İlhan Selçuk'un itirazı tek bir noktaya oldu:

‘‘Ben onların İlhan Selçuk gibi düşünmeye başladığını gördüm...’’

KUVAYI MİLLİYE
RUHU

MHP'nin geçmişteki itici gücünun ‘‘kahrolsun komünizm’’, ‘‘kızıl elma’’, ‘‘Orta Asya’’ olduğunu anımsattı. Komünizmin kalmadığını, Orta Asya cumhuriyetlerinin bağımsızlığına kavuştuğunu, Doğu-Batı blokunun kalktığını anımsattı ve ekledi:

‘‘MHP'nin yeniden yapılanması, milliyetçiliği ulusal kimlik üzerine yapmaları gerekiyordu. Şimdi onu yapıyorlar.’’

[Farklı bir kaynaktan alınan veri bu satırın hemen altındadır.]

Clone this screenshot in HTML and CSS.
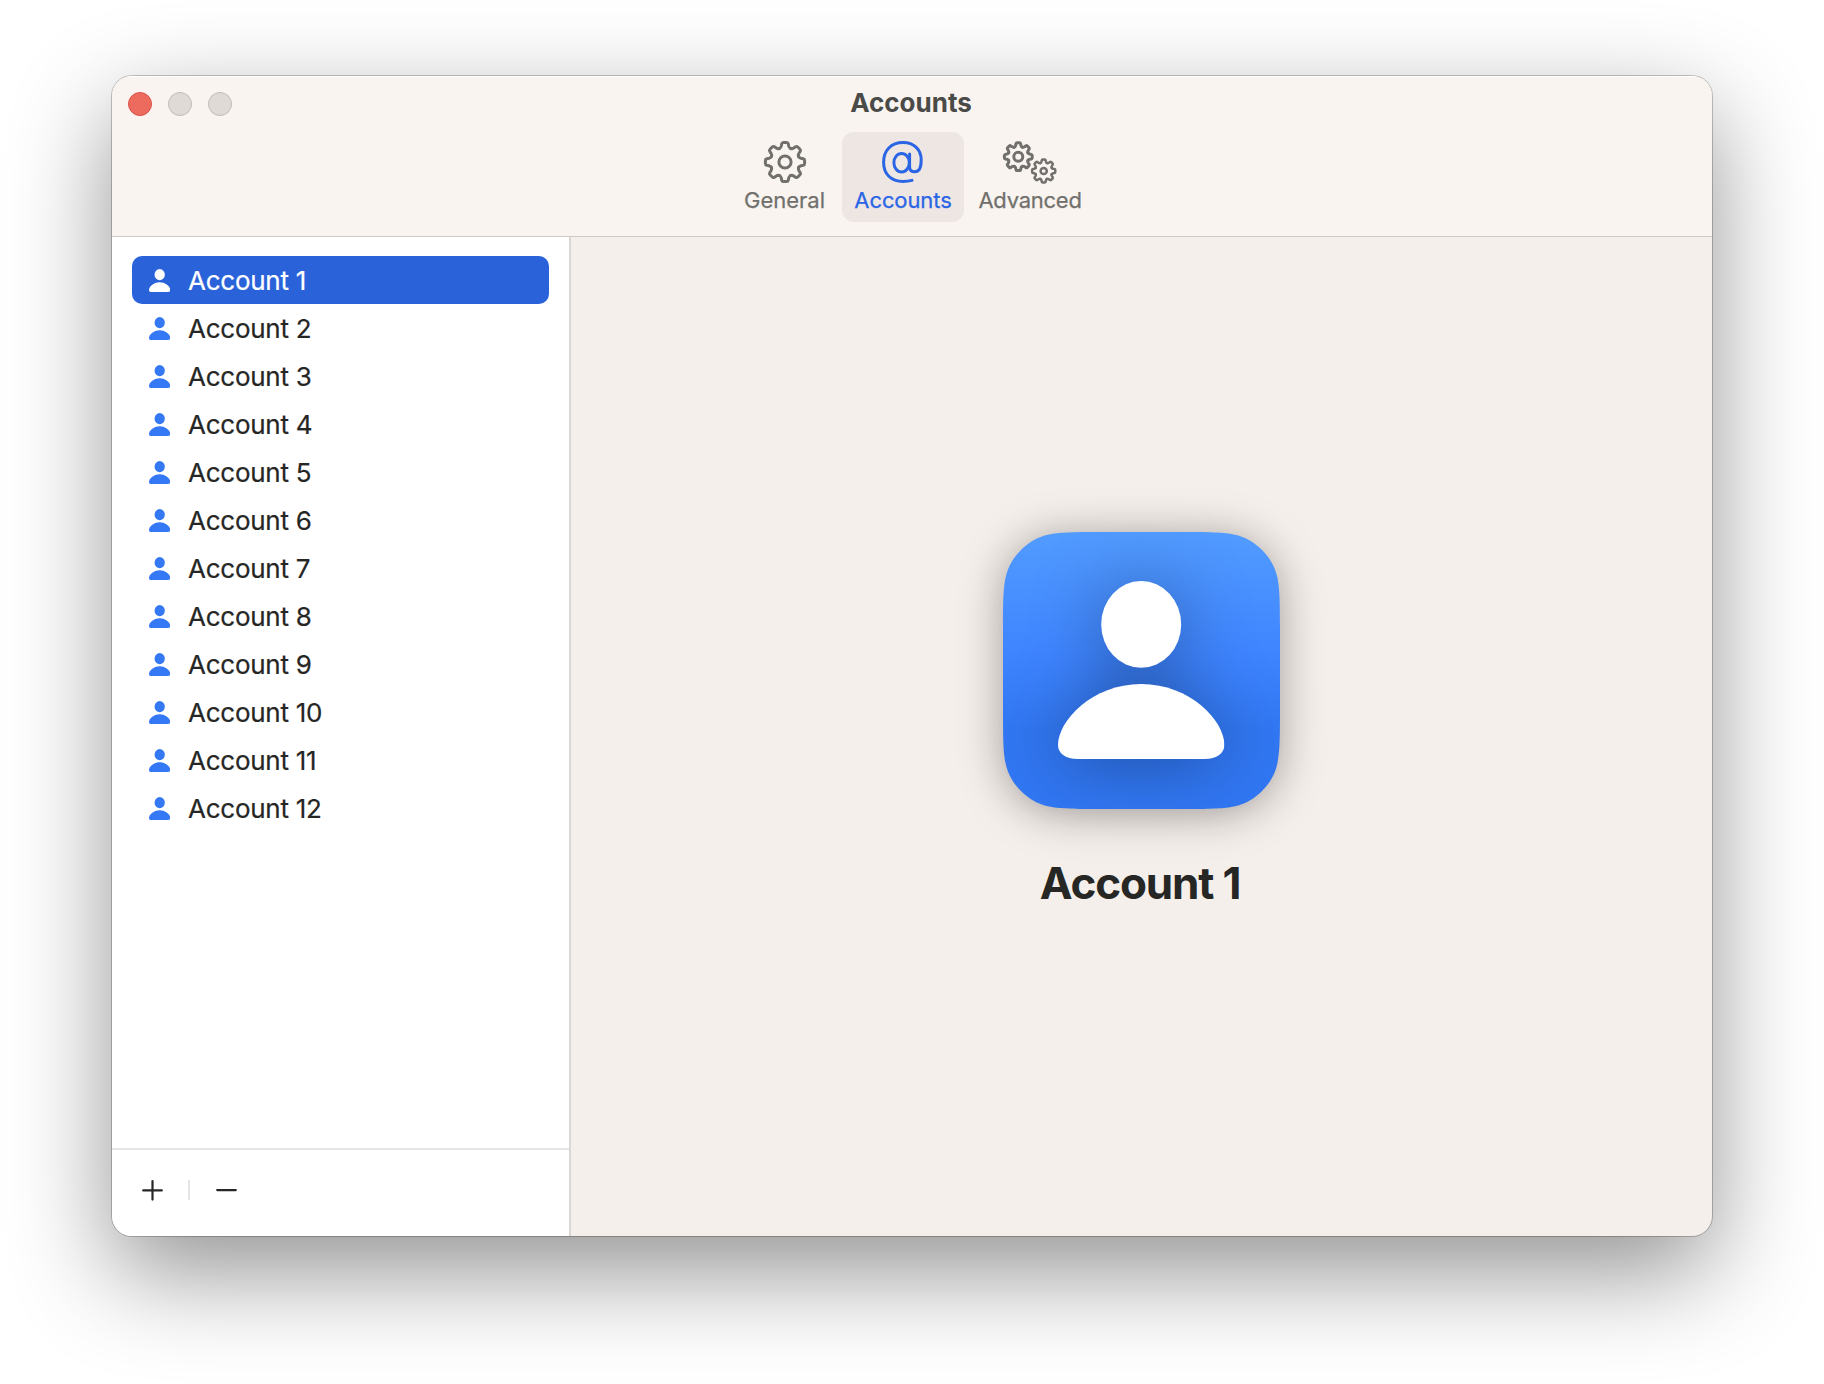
FILE: index.html
```html
<!DOCTYPE html>
<html lang="en">
<head>
<meta charset="utf-8">
<title>Accounts</title>
<link rel="stylesheet" href="styles.css">
</head>
<body>
<svg class="defs" aria-hidden="true">
  <defs>
    <path id="tooth" vector-effect="non-scaling-stroke" d="M-5.6 -13.5Q-4.1 -14.2 -3.7 -16L-3.3 -18.2Q-3 -19.6 -1.6 -19.6H1.6Q3 -19.6 3.3 -18.2L3.7 -16Q4.1 -14.2 5.6 -13.5"/>
    <g id="cog">
      <use href="#tooth"/>
      <use href="#tooth" transform="rotate(45)"/>
      <use href="#tooth" transform="rotate(90)"/>
      <use href="#tooth" transform="rotate(135)"/>
      <use href="#tooth" transform="rotate(180)"/>
      <use href="#tooth" transform="rotate(225)"/>
      <use href="#tooth" transform="rotate(270)"/>
      <use href="#tooth" transform="rotate(315)"/>
    </g>
    <symbol id="person" viewBox="55 49 166.5 178">
      <ellipse cx="138.2" cy="92.4" rx="40" ry="43.4"/>
      <path d="M75 227C62 227 55 221 55 213C55 189 89 152 138.2 152C187.4 152 221.4 189 221.4 213C221.4 221 214 227 201.4 227Z"/>
    </symbol>
  </defs>
</svg>
<main class="window">
  <header class="toolbar">
    <div class="titlebar">
      <div class="lights"><span class="light close"></span><span class="light"></span><span class="light"></span></div>
      <h1 class="title">Accounts</h1>
    </div>
    <nav class="tabs">
      <a class="tab general">
        <svg class="tab-icon" width="44" height="44" viewBox="-22 -22 44 44"><use href="#cog"/><circle r="6.1"/></svg>
        <span class="label label-general">General</span>
      </a>
      <a class="tab accounts active">
        <svg class="tab-icon" width="42" height="44" viewBox="0 -1 42 44"><path d="M30 39.4C27.5 40.1 24.5 40.5 21 40.5C9 40.5 1.6 33 1.6 21.3C1.6 9.6 9 1.6 21 1.6C32 1.6 39.2 8.5 39.2 18.8C39.2 26.5 37.5 30.8 33 30.8C30 30.8 27.6 29.3 27.6 26V13"/><ellipse cx="19.6" cy="21.7" rx="7.7" ry="9.3"/></svg>
        <span class="label label-accounts">Accounts</span>
      </a>
      <a class="tab advanced">
        <svg class="tab-icon" width="56" height="44" viewBox="0 0 56 44"><g transform="translate(16.3 16.7) scale(.71)"><use href="#cog"/></g><circle cx="16.3" cy="16.7" r="4.5"/><g class="small" transform="translate(41.7 31) scale(.59)"><use href="#cog"/></g><circle class="small" cx="41.7" cy="31" r="3.1"/></svg>
        <span class="label label-advanced">Advanced</span>
      </a>
    </nav>
  </header>
  <div class="content">
    <aside class="sidebar">
      <ul class="list">
        <li class="row selected"><svg class="avatar"><use href="#person"/></svg><span>Account 1</span></li>
        <li class="row"><svg class="avatar"><use href="#person"/></svg><span>Account 2</span></li>
        <li class="row"><svg class="avatar"><use href="#person"/></svg><span>Account 3</span></li>
        <li class="row"><svg class="avatar"><use href="#person"/></svg><span>Account 4</span></li>
        <li class="row"><svg class="avatar"><use href="#person"/></svg><span>Account 5</span></li>
        <li class="row"><svg class="avatar"><use href="#person"/></svg><span>Account 6</span></li>
        <li class="row"><svg class="avatar"><use href="#person"/></svg><span>Account 7</span></li>
        <li class="row"><svg class="avatar"><use href="#person"/></svg><span>Account 8</span></li>
        <li class="row"><svg class="avatar"><use href="#person"/></svg><span>Account 9</span></li>
        <li class="row"><svg class="avatar"><use href="#person"/></svg><span>Account 10</span></li>
        <li class="row"><svg class="avatar"><use href="#person"/></svg><span>Account 11</span></li>
        <li class="row"><svg class="avatar"><use href="#person"/></svg><span>Account 12</span></li>
      </ul>
      <footer class="actions">
        <svg class="action" width="22" height="22" viewBox="0 0 22 22"><path d="M1.2 11.4H19.8M10.5 2V20.6"/></svg>
        <span class="separator"></span>
        <svg class="action" width="22" height="22" viewBox="0 0 22 22"><path d="M1.2 11.1H19.8"/></svg>
      </footer>
    </aside>
    <section class="detail">
      <svg class="app-icon" width="277" height="277" viewBox="0 0 277 277">
        <defs><linearGradient id="tile" x1="0" y1="0" x2="0" y2="1"><stop offset="0" stop-color="#529bff"/><stop offset=".45" stop-color="#3e84ff"/><stop offset=".72" stop-color="#3177f3"/><stop offset="1" stop-color="#3177f4"/></linearGradient></defs>
        <path fill="url(#tile)" d="M0 95C0 66 .6 56 2.5 46C5 34 10.8 25.2 18 18C25.2 10.8 34 5 46 2.5C56 .6 66 0 95 0H182C211 0 221 .6 231 2.5C243 5 251.8 10.8 259 18C266.2 25.2 272 34 274.5 46C276.4 56 277 66 277 95V182C277 211 276.4 221 274.5 231C272 243 266.2 251.8 259 259C251.8 266.2 243 272 231 274.5C221 276.4 211 277 182 277H95C66 277 56 276.4 46 274.5C34 272 25.2 266.2 18 259C10.8 251.8 5 243 2.5 231C.6 221 0 211 0 182Z"/>
        <use class="figure" href="#person" x="55" y="49" width="166.5" height="178"/>
      </svg>
      <h2 class="name">Account 1</h2>
    </section>
  </div>
</main>
</body>
</html>
```

FILE: styles.css
```css
* { box-sizing: border-box; }
body {
  margin: 0;
  padding: 76px 112px 148px;
  background: #fff;
  font-family: Inter, "Liberation Sans", sans-serif;
  color: #262625;
}
.defs { display: block; width: 0; height: 0; }
.window {
  display: flex;
  flex-direction: column;
  height: 1160px;
  border-radius: 20px;
  overflow: hidden;
  background: #f5efeb;
  box-shadow: 0 0 0 1px rgba(0, 0, 0, .22), 0 36px 100px rgba(0, 0, 0, .43);
}
.toolbar {
  height: 161px;
  background: #f9f4f0;
  border-bottom: 1px solid #d0cbc8;
  box-shadow: inset 0 1px #fff;
}
.titlebar {
  display: grid;
  grid-template-columns: 1fr auto 1fr;
  align-items: center;
  height: 56px;
  padding-left: 16px;
  padding-right: 18px;
}
.lights { display: flex; gap: 16px; }
.light {
  width: 24px;
  height: 24px;
  border-radius: 50%;
  background: #dfdad6;
  border: 1px solid #bfbab7;
}
.close { background: #ec6a5e; border-color: #dc5048; }
.title {
  margin: -2px 0 0;
  font-size: 26px;
  line-height: 32px;
  font-weight: 700;
  color: #4a4a48;
}
.tabs { display: flex; gap: 4px; padding-left: 619px; }
.tab {
  display: flex;
  flex-direction: column;
  align-items: center;
  height: 90px;
  padding-top: 8px;
  border-radius: 12px;
  color: #71706d;
}
.general { width: 107px; }
.accounts { width: 122px; }
.advanced { width: 124px; }
.active { background: #eee6e2; color: #2965e5; }
.tab-icon {
  fill: none;
  stroke: currentColor;
  stroke-width: 3;
  stroke-linecap: round;
  stroke-linejoin: round;
}
.small { stroke-width: 2.5; }
.label { margin-top: 3px; font-size: 22px; line-height: 26px; -webkit-text-stroke: .25px currentColor; }
.label-accounts { letter-spacing: -.1px; }
.label-advanced { letter-spacing: -.25px; }
.content { display: flex; flex: 1; min-height: 0; }
.sidebar {
  display: flex;
  flex-direction: column;
  width: 459px;
  background: #fff;
  border-right: 2px solid #dad6d3;
}
.list { flex: 1; margin: 0; padding: 19px 20px 0; list-style: none; }
.row {
  display: flex;
  align-items: center;
  gap: 17px;
  height: 48px;
  padding-left: 17px;
  font-size: 26px;
  letter-spacing: -.25px;
  -webkit-text-stroke: .2px currentColor;
}
.avatar { width: 21.4px; height: 23px; margin-right: .6px; fill: #3478f6; }
.selected { background: #2962d9; border-radius: 10px; color: #fff; }
.selected .avatar { fill: #fff; }
.actions {
  display: flex;
  align-items: center;
  height: 88px;
  padding: 0 0 6px 30px;
  border-top: 2px solid #e5e5e5;
}
.action { stroke: #262625; stroke-width: 2.2; stroke-linecap: round; }
.separator { width: 2px; height: 20px; margin: 0 26px 0 24px; background: #e5e5e5; }
.detail {
  display: flex;
  flex: 1;
  flex-direction: column;
  align-items: center;
  padding-top: 295px;
}
.app-icon { overflow: visible; filter: drop-shadow(0 4px 22px rgba(0, 0, 0, .34)); }
.figure { fill: #fff; filter: drop-shadow(0 4px 36px rgba(0, 0, 0, .34)); }
.name {
  margin: 46px 3px 0 0;
  font-size: 44px;
  line-height: 56px;
  font-weight: 700;
  letter-spacing: -1.15px;
}
```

MHP'nin, İlhan Selçuk görüşmesinden memnuniyeti, AB sürecinde kendileri gibi düşünen başka kesimlerin de olduğunu kamuoyuna göstermek. Türk Ceza Kanunu değişiklikleri, idam cezası, Kürtçe yayın ve eğitim konularında, ‘‘MHP tek başına direnen taraf’’ imajını silmek.

Bunun için, geçmişte en sert, hatta acımasız çatışma içinde bulunduğu, bugün ise aynı noktada buluştuğu taraflarla ittifak oluşturmak. Kendi deyimleriyle ‘‘Kuvayı Milliye ruhunu canlandırmak’’...

MHP'nin koalisyonda bundan böyle tutumunun ne olacağına gelince.

Başbakan Bülent Ecevit'in önceki gün Sedat Ergin'e, ‘‘Yolun yarısına geldik’’ diyerek start verdiği seçim süreci, MHP'de başlamış.

MHP, bu süreçte kendi kimliğini hafızalarda canlandırma, ‘‘uysal çocuk’’ görüntüsünden kurtulma kararlılığında.

Bir yandan, ‘‘AB'ye girmeye karşı değiliz, hatta destekliyoruz’’ derken, ‘‘ama’’ diye başlayan bir diğer cümle ile de ihmal etmiş gözüktüğü tabanına sahip çıkacak.

Seçim sürecinde ANAP'a AB kozunu kullandırmamak için gayret edecek.

Muhalefet partileri tarafından da sıkça vurgulanan, ‘‘MHP teslim oldu’’ imajını silmek için çabalayacak.

Ortaklarına, ‘‘hükümette anlaşamadık, isterseniz gidin muhalefetle anlaşın’’ da demeyecek.

Koalisyonda vuruşarak kalacak.

Hükümette işler eskisi gibi olmayacak.